Your task: Begin with the opening line of the records and extract each line through the one holding "text-[57px] leading-[70px] font-medium"; pictures are not part of the copy.

----------

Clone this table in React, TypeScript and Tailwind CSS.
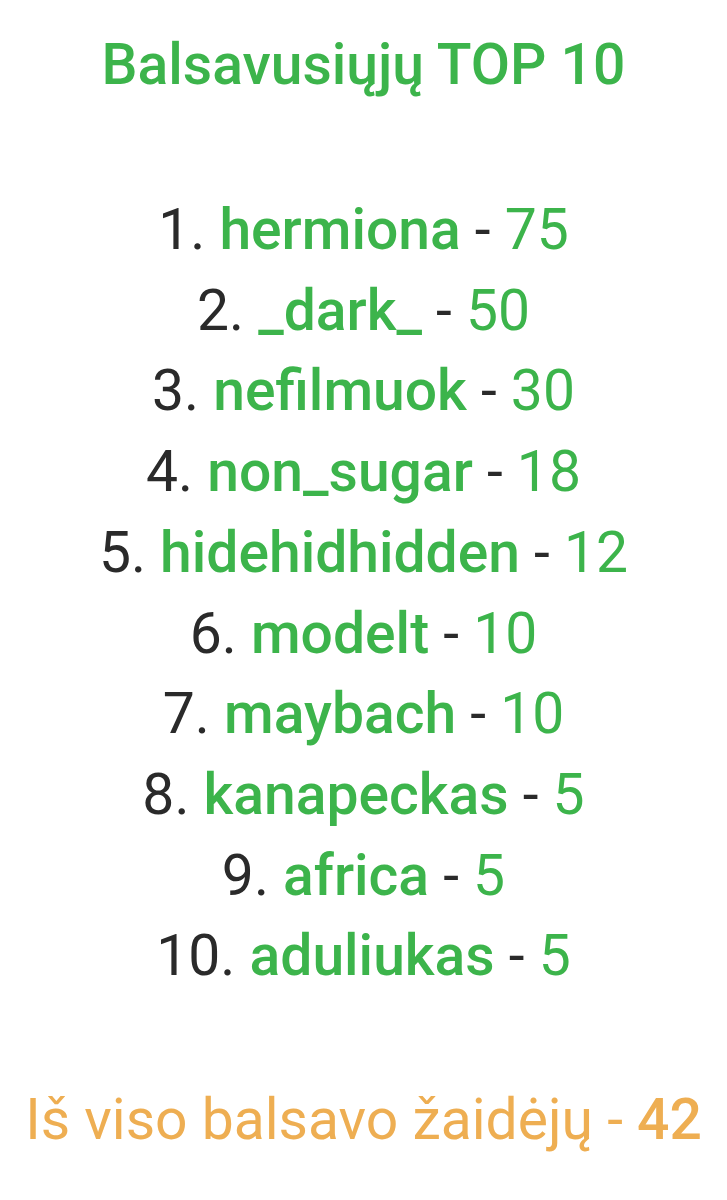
const voters: [string, number][] = [
  ['hermiona', 75],
  ['_dark_', 50],
  ['nefilmuok', 30],
  ['non_sugar', 18],
  ['hidehidhidden', 12],
  ['modelt', 10],
  ['maybach', 10],
  ['kanapeckas', 5],
  ['africa', 5],
  ['aduliukas', 5],
]

export default function App() {
  return (
    <div className="min-h-[1200px] w-full bg-white text-center font-['Roboto',sans-serif]">
      <h1 className="pt-[30px] text-[57px] leading-[70px] font-medium text-[#3cb44b]">Balsavusiųjų TOP 10</h1>

      <ol className="mt-[90px] flex flex-col text-[57px] leading-[80.7px] text-[#2a2a2a]">
        {voters.map(([name, votes], i) => (
          <li key={name}>
            {i + 1}. <span className="font-medium text-[#3cb44b]">{name}</span> -{' '}
            <span className="text-[#3cb44b]">{votes}</span>
          </li>
        ))}
      </ol>

      <p className="mt-[88px] text-[57px] leading-[70px] text-[#eeae52]">
        Iš viso balsavo žaidėjų - <span className="font-medium">42</span>
      </p>
    </div>
  )
}
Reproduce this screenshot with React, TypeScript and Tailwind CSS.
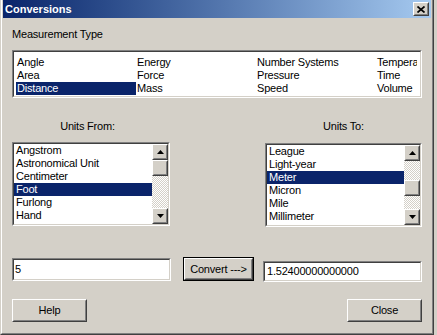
import type { ReactNode } from "react";

const measureCols = [
  ["Angle", "Area", "Distance"],
  ["Energy", "Force", "Mass"],
  ["Number Systems", "Pressure", "Speed"],
  ["Temperature", "Time", "Volume"],
];

const fromUnits = ["Angstrom", "Astronomical Unit", "Centimeter", "Foot", "Furlong", "Hand"];
const toUnits = ["League", "Light-year", "Meter", "Micron", "Mile", "Millimeter"];

function Raised({ className = "", children }: { className?: string; children?: ReactNode }) {
  return (
    <div className={`border border-t-white border-l-white border-r-[#404040] border-b-[#404040] bg-[#d4d0c8] ${className}`}>
      <div className="w-full h-full border border-t-[#d4d0c8] border-l-[#d4d0c8] border-r-[#808080] border-b-[#808080] flex items-center justify-center">
        {children}
      </div>
    </div>
  );
}

function Sunken({ className = "", children }: { className?: string; children?: ReactNode }) {
  return (
    <div className={`border border-t-[#808080] border-l-[#808080] border-r-white border-b-white ${className}`}>
      <div className="w-full h-full border border-t-[#404040] border-l-[#404040] border-r-[#d4d0c8] border-b-[#d4d0c8] bg-white overflow-hidden">
        {children}
      </div>
    </div>
  );
}

function Arrow({ down = false }: { down?: boolean }) {
  return (
    <svg width="7" height="4" viewBox="0 0 7 4" className={down ? "rotate-180" : ""}>
      <path d="M0 4 L3.5 0 L7 4Z" fill="black" />
    </svg>
  );
}

function ScrollBar({ thumb }: { thumb: string }) {
  return (
    <div className="w-[16px] h-full flex flex-col shrink-0">
      <Raised className="h-[16px] w-[16px]">
        <Arrow />
      </Raised>
      <div className="flex-1 bg-[repeating-conic-gradient(#d4d0c8_0_25%,#ffffff_0_50%)] bg-size-[2px_2px]">
        <Raised className={`h-[16px] w-[16px] ${thumb}`} />
      </div>
      <Raised className="h-[16px] w-[16px]">
        <Arrow down />
      </Raised>
    </div>
  );
}

function UnitList({ items, selected, thumb }: { items: string[]; selected: string; thumb: string }) {
  return (
    <Sunken className="h-[84px] w-full">
      <div className="flex h-full">
        <div className="flex-1 flex flex-col">
          {items.map((u) => (
            <div
              key={u}
              className={`h-[13px] leading-[13px] pl-[2px] whitespace-nowrap ${u === selected ? "bg-[#0a246a] text-white" : ""}`}
            >
              {u}
            </div>
          ))}
        </div>
        <ScrollBar thumb={thumb} />
      </div>
    </Sunken>
  );
}

export default function App() {
  return (
    <div className="w-[437px] h-[335px] bg-[#d4d0c8] overflow-hidden font-['Liberation_Sans',Arial,sans-serif] text-[11px] tracking-[-0.2px] text-black">
      <div className="w-[434px] h-[335px] border-l border-l-[#d4d0c8] border-r border-r-[#404040] border-b border-b-[#404040]">
        <div className="w-full h-full border-l border-l-white border-r border-r-[#808080] border-b border-b-[#808080] px-[1px] pb-[1px] flex flex-col">
          {/* title bar */}
          <div className="h-[18px] shrink-0 flex items-center justify-between bg-linear-to-r from-[#0a246a] to-[#a6caf0]">
            <span className="pl-[2px] text-white font-bold tracking-normal leading-[18px]">Conversions</span>
            <Raised className="w-[16px] h-[14px] mr-[2px]">
              <svg width="8" height="7" viewBox="0 0 8 7">
                <path d="M0.5 0.5 L7.5 6.5 M7.5 0.5 L0.5 6.5" stroke="black" strokeWidth="1.7" />
              </svg>
            </Raised>
          </div>

          <div className="flex flex-col px-[9px]">
            <div className="mt-[10px] leading-[13px]">Measurement Type</div>

            <Sunken className="mt-[9px] h-[48px] w-full">
              <div className="pt-[4px] pl-[2px] w-[403px] overflow-hidden flex">
                {measureCols.map((col) => (
                  <div key={col[0]} className="w-[120px] shrink-0 flex flex-col">
                    {col.map((t) => (
                      <div
                        key={t}
                        className={`h-[13px] leading-[13px] pl-[1px] whitespace-nowrap ${t === "Distance" ? "bg-[#0a246a] text-white" : ""}`}
                      >
                        {t}
                      </div>
                    ))}
                  </div>
                ))}
              </div>
            </Sunken>

            <div className="mt-[22px] flex justify-between">
              <div className="w-[158px] flex flex-col">
                <div className="leading-[13px] text-center pr-[7px]">Units From:</div>
                <div className="mt-[9px]">
                  <UnitList items={fromUnits} selected="Foot" thumb="" />
                </div>
              </div>
              <div className="w-[157px] flex flex-col">
                <div className="leading-[13px] text-center">Units To:</div>
                <div className="mt-[10px]">
                  <UnitList items={toUnits} selected="Meter" thumb="mt-[19px]" />
                </div>
              </div>
            </div>

            <div className="mt-[30px] flex items-start">
              <Sunken className="mt-[1px] w-[159px] h-[23px]">
                <div className="h-full flex items-center pl-[1px]">5</div>
              </Sunken>
              <div className="ml-[12px] w-[71px] h-[24px] border border-black">
                <Raised className="w-full h-full">Convert ---&gt;</Raised>
              </div>
              <Sunken className="ml-[9px] mt-[4px] w-[159px] h-[21px]">
                <div className="h-full flex items-center pl-[2px]">1.52400000000000</div>
              </Sunken>
            </div>

            <div className="mt-[17px] flex justify-between">
              <Raised className="w-[75px] h-[23px]">Help</Raised>
              <Raised className="w-[75px] h-[23px]">Close</Raised>
            </div>
          </div>
        </div>
      </div>
    </div>
  );
}
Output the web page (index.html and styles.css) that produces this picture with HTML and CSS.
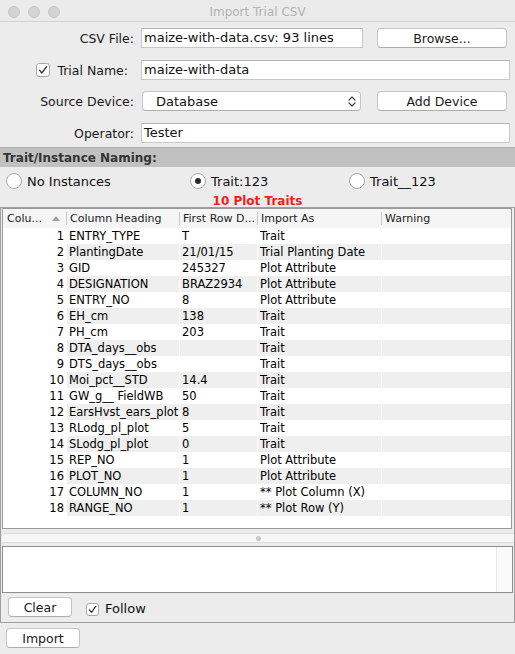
FILE: index.html
```html
<!DOCTYPE html>
<html>
<head>
<meta charset="utf-8">
<title>Import Trial CSV</title>
<link rel="stylesheet" href="styles.css">
</head>
<body>
<div class="titlebar">
  <div class="lights"><span class="light"></span><span class="light"></span><span class="light"></span></div>
  <div class="title">Import Trial CSV</div>
  <div></div>
</div>

<div class="form">
  <div class="row">
    <div class="label">CSV File:</div>
    <div class="field w-short">maize-with-data.csv: 93 lines</div>
    <div class="btn btn-side">Browse...</div>
  </div>
  <div class="row row-2">
    <div class="label label-check">
      <span class="check"><svg width="12" height="12" viewBox="0 0 12 12"><path d="M2.5 6.2 L4.8 9 L9.6 2.6" fill="none" stroke="#333" stroke-width="1.3" stroke-linecap="round" stroke-linejoin="round"/></svg></span>
      <span>Trial Name:</span>
    </div>
    <div class="field w-long">maize-with-data</div>
  </div>
  <div class="row row-3">
    <div class="label">Source Device:</div>
    <div class="combo">
      <span>Database</span>
      <svg width="8" height="13" viewBox="0 0 8 13"><path d="M1 5 L4 2 L7 5 M1 8 L4 11 L7 8" fill="none" stroke="#444" stroke-width="1.2" stroke-linecap="round" stroke-linejoin="round"/></svg>
    </div>
    <div class="btn btn-side btn-device">Add Device</div>
  </div>
  <div class="row row-4">
    <div class="label">Operator:</div>
    <div class="field w-long">Tester</div>
  </div>
</div>

<div class="section">Trait/Instance Naming:</div>

<div class="radios">
  <div class="radio-opt opt-1"><span class="radio"></span><span>No Instances</span></div>
  <div class="radio-opt opt-2"><span class="radio on"><span class="dot"></span></span><span>Trait:123</span></div>
  <div class="radio-opt"><span class="radio"></span><span>Trait__123</span></div>
</div>

<div class="count">10 Plot Traits</div>

<div class="panel">
  <div class="table">
    <div class="thead">
      <div class="th th-first"><span>Colu...</span><span class="sort"></span></div>
      <div class="th">Column Heading</div>
      <div class="th">First Row D...</div>
      <div class="th">Import As</div>
      <div class="th">Warning</div>
    </div>
    <div class="tbody">
      <div class="tr"><div class="td num">1</div><div class="td">ENTRY_TYPE</div><div class="td">T</div><div class="td">Trait</div><div class="td"></div></div>
      <div class="tr"><div class="td num">2</div><div class="td">PlantingDate</div><div class="td">21/01/15</div><div class="td">Trial Planting Date</div><div class="td"></div></div>
      <div class="tr"><div class="td num">3</div><div class="td">GID</div><div class="td">245327</div><div class="td">Plot Attribute</div><div class="td"></div></div>
      <div class="tr"><div class="td num">4</div><div class="td">DESIGNATION</div><div class="td">BRAZ2934</div><div class="td">Plot Attribute</div><div class="td"></div></div>
      <div class="tr"><div class="td num">5</div><div class="td">ENTRY_NO</div><div class="td">8</div><div class="td">Plot Attribute</div><div class="td"></div></div>
      <div class="tr"><div class="td num">6</div><div class="td">EH_cm</div><div class="td">138</div><div class="td">Trait</div><div class="td"></div></div>
      <div class="tr"><div class="td num">7</div><div class="td">PH_cm</div><div class="td">203</div><div class="td">Trait</div><div class="td"></div></div>
      <div class="tr"><div class="td num">8</div><div class="td">DTA_days__obs</div><div class="td"></div><div class="td">Trait</div><div class="td"></div></div>
      <div class="tr"><div class="td num">9</div><div class="td">DTS_days__obs</div><div class="td"></div><div class="td">Trait</div><div class="td"></div></div>
      <div class="tr"><div class="td num">10</div><div class="td">Moi_pct__STD</div><div class="td">14.4</div><div class="td">Trait</div><div class="td"></div></div>
      <div class="tr"><div class="td num">11</div><div class="td">GW_g__ FieldWB</div><div class="td">50</div><div class="td">Trait</div><div class="td"></div></div>
      <div class="tr"><div class="td num">12</div><div class="td">EarsHvst_ears_plot</div><div class="td">8</div><div class="td">Trait</div><div class="td"></div></div>
      <div class="tr"><div class="td num">13</div><div class="td">RLodg_pl_plot</div><div class="td">5</div><div class="td">Trait</div><div class="td"></div></div>
      <div class="tr"><div class="td num">14</div><div class="td">SLodg_pl_plot</div><div class="td">0</div><div class="td">Trait</div><div class="td"></div></div>
      <div class="tr"><div class="td num">15</div><div class="td">REP_NO</div><div class="td">1</div><div class="td">Plot Attribute</div><div class="td"></div></div>
      <div class="tr"><div class="td num">16</div><div class="td">PLOT_NO</div><div class="td">1</div><div class="td">Plot Attribute</div><div class="td"></div></div>
      <div class="tr"><div class="td num">17</div><div class="td">COLUMN_NO</div><div class="td">1</div><div class="td">** Plot Column (X)</div><div class="td"></div></div>
      <div class="tr"><div class="td num">18</div><div class="td">RANGE_NO</div><div class="td">1</div><div class="td">** Plot Row (Y)</div><div class="td"></div></div>
    </div>
  </div>

  <div class="splitter"><div class="split-bar"><span class="split-dot"></span></div></div>

  <div class="log"><div class="log-track"></div></div>

  <div class="logbar">
    <div class="btn btn-clear">Clear</div>
    <div class="follow">
      <span class="check check-sm"><svg width="11" height="11" viewBox="0 0 11 11"><path d="M2.3 5.8 L4.4 8.4 L8.8 2.4" fill="none" stroke="#333" stroke-width="1.2" stroke-linecap="round" stroke-linejoin="round"/></svg></span>
      <span>Follow</span>
    </div>
  </div>
</div>

<div class="btn btn-import">Import</div>
</body>
</html>
```
FILE: styles.css
```css
* { box-sizing: border-box; }
html, body { margin: 0; padding: 0; }
body {
  width: 515px;
  height: 654px;
  overflow: hidden;
  background: #ececec;
  font-family: "DejaVu Sans", "Liberation Sans", sans-serif;
  font-size: 13px;
  color: #111;
}

/* title bar */
.titlebar {
  height: 22px;
  display: grid;
  grid-template-columns: 1fr auto 1fr;
  align-items: start;
  background: #ebebeb;
  border-bottom: 1px solid #d3d3d3;
}
.lights { display: flex; gap: 8px; padding-left: 8px; padding-top: 6px; }
.light {
  width: 12px; height: 12px; border-radius: 50%;
  background: #d4d4d4; border: 1px solid #c6c6c6;
}
.title { font-size: 12px; color: #b2b2b2; line-height: 14px; padding-top: 5px; }

/* form */
.form { padding-top: 6px; display: flex; flex-direction: column; }
.row { display: flex; align-items: center; height: 20px; }
.row-2 { margin-top: 12px; }
.row-3 { margin-top: 11px; }
.row-4 { margin-top: 12px; }
.label { width: 134px; flex: none; text-align: right; font-size: 12.5px; color: #1a1a1a; }
.label-check { display: flex; justify-content: flex-end; align-items: center; gap: 7px; padding-right: 6px; }
.field {
  margin-left: 7px;
  height: 20px;
  background: #fff;
  border: 1px solid #c8c8c8;
  border-top-color: #b6b6b6;
  padding-left: 2px;
  line-height: 18px;
  white-space: nowrap;
  overflow: hidden;
}
.w-short { width: 222px; }
.w-long { width: 369px; }

.btn {
  height: 20px;
  background: #fff;
  border: 1px solid #c4c4c4;
  border-bottom-color: #adadad;
  border-radius: 4px;
  display: flex;
  align-items: center;
  justify-content: center;
  font-size: 12.5px;
  color: #1a1a1a;
}
.btn-side { width: 130px; margin-left: 14px; }
.btn-device { margin-left: 16px; }

.combo {
  margin-left: 8px;
  width: 219px;
  height: 20px;
  background: #fff;
  border: 1px solid #c4c4c4;
  border-bottom-color: #adadad;
  border-radius: 4px;
  display: flex;
  align-items: center;
  justify-content: space-between;
  padding: 0 4px 0 13px;
}

.check {
  width: 14px; height: 14px;
  border: 1px solid #a9a9a9;
  border-radius: 3px;
  background: #fff;
  display: flex; align-items: center; justify-content: center;
  flex: none;
}
.check-sm { width: 13px; height: 13px; }

/* section */
.section {
  margin-top: 4px;
  height: 20px;
  background: #c1c1c1;
  border-top: 1px solid #b1b1b1;
  font-weight: bold;
  font-size: 12px;
  color: #333;
  padding-left: 3px;
  display: flex;
  align-items: center;
}

.radios { display: flex; align-items: center; height: 28px; }
.radio-opt { display: flex; align-items: center; gap: 5px; }
.opt-1 { width: 190px; padding-left: 6px; }
.opt-2 { width: 159px; }
.radio {
  width: 16px; height: 16px; border-radius: 50%;
  background: #fff; border: 1px solid #a7a7a7;
  display: flex; align-items: center; justify-content: center;
  flex: none;
}
.dot { width: 6px; height: 6px; border-radius: 50%; background: #2b2b2b; }

.count {
  height: 12px;
  line-height: 12px;
  text-align: center;
  font-size: 12px;
  font-weight: bold;
  color: #f41c1c;
}

/* panel */
.panel {
  height: 416px;
  border: 1px solid #9e9e9e;
  display: flex;
  flex-direction: column;
}
.table {
  height: 321px;
  margin: 0 2px 0 1px;
  border: 1px solid #9a9a9a;
  background: #fff;
  flex: none;
}
.thead {
  height: 19px;
  display: grid;
  grid-template-columns: 63px 113px 78px 124px 130px;
  background: #f5f5f5;
  font-size: 11px;
  color: #222;
}
.th {
  display: flex;
  align-items: center;
  padding-left: 4px;
  white-space: nowrap;
  overflow: hidden;
  background: linear-gradient(#c9c9c9, #c9c9c9) left center / 1px 13px no-repeat;
}
.th-first { background: none; justify-content: space-between; padding-right: 6px; }
.sort {
  width: 0; height: 0;
  border-left: 4px solid transparent;
  border-right: 4px solid transparent;
  border-bottom: 5px solid #a2a2a2;
}
.tbody { font-size: 11.5px; color: #000; }
.tr {
  display: grid;
  grid-template-columns: 63px 112px 77px 123px 129px;
  column-gap: 1px;
  height: 16px;
  line-height: 16px;
}
.td {
  padding-left: 2px;
  white-space: nowrap;
  overflow: hidden;
}
.tr:nth-child(even) .td { background: #efefef; }
.tr:nth-child(even) .td.num { background: transparent; }
.td.num { text-align: right; padding-right: 2px; padding-left: 0; }

.splitter { height: 17px; padding: 4px 0 3px 1px; flex: none; }
.split-bar {
  height: 10px;
  background: #f6f6f6;
  border-top: 1px solid #dcdcdc;
  border-bottom: 1px solid #dcdcdc;
  display: flex;
  align-items: center;
  justify-content: center;
}
.split-dot { width: 5px; height: 5px; border-radius: 50%; background: #c7c7c7; }

.log {
  height: 47px;
  margin: 0 1px;
  border: 1px solid #8e8e8e;
  background: #fff;
  display: flex;
  justify-content: flex-end;
  flex: none;
}
.log-track { width: 16px; background: #fafafa; border-left: 1px solid #e8e8e8; }

.logbar {
  height: 29px;
  display: flex;
  align-items: flex-start;
  padding: 4px 0 0 7px;
}
.btn-clear { width: 64px; }
.follow {
  display: flex;
  align-items: center;
  gap: 6px;
  margin: 5px 0 0 14px;
  font-size: 13px;
  line-height: 14px;
}

.btn-import { width: 74px; margin: 5px 0 0 6px; }
```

----------

Solution below:
Clone this table in React, TypeScript and Tailwind CSS.
const voters: [string, number][] = [
  ['hermiona', 75],
  ['_dark_', 50],
  ['nefilmuok', 30],
  ['non_sugar', 18],
  ['hidehidhidden', 12],
  ['modelt', 10],
  ['maybach', 10],
  ['kanapeckas', 5],
  ['africa', 5],
  ['aduliukas', 5],
]

export default function App() {
  return (
    <div className="min-h-[1200px] w-full bg-white text-center font-['Roboto',sans-serif]">
      <h1 className="pt-[30px] text-[57px] leading-[70px] font-medium text-[#3cb44b]">Balsavusiųjų TOP 10</h1>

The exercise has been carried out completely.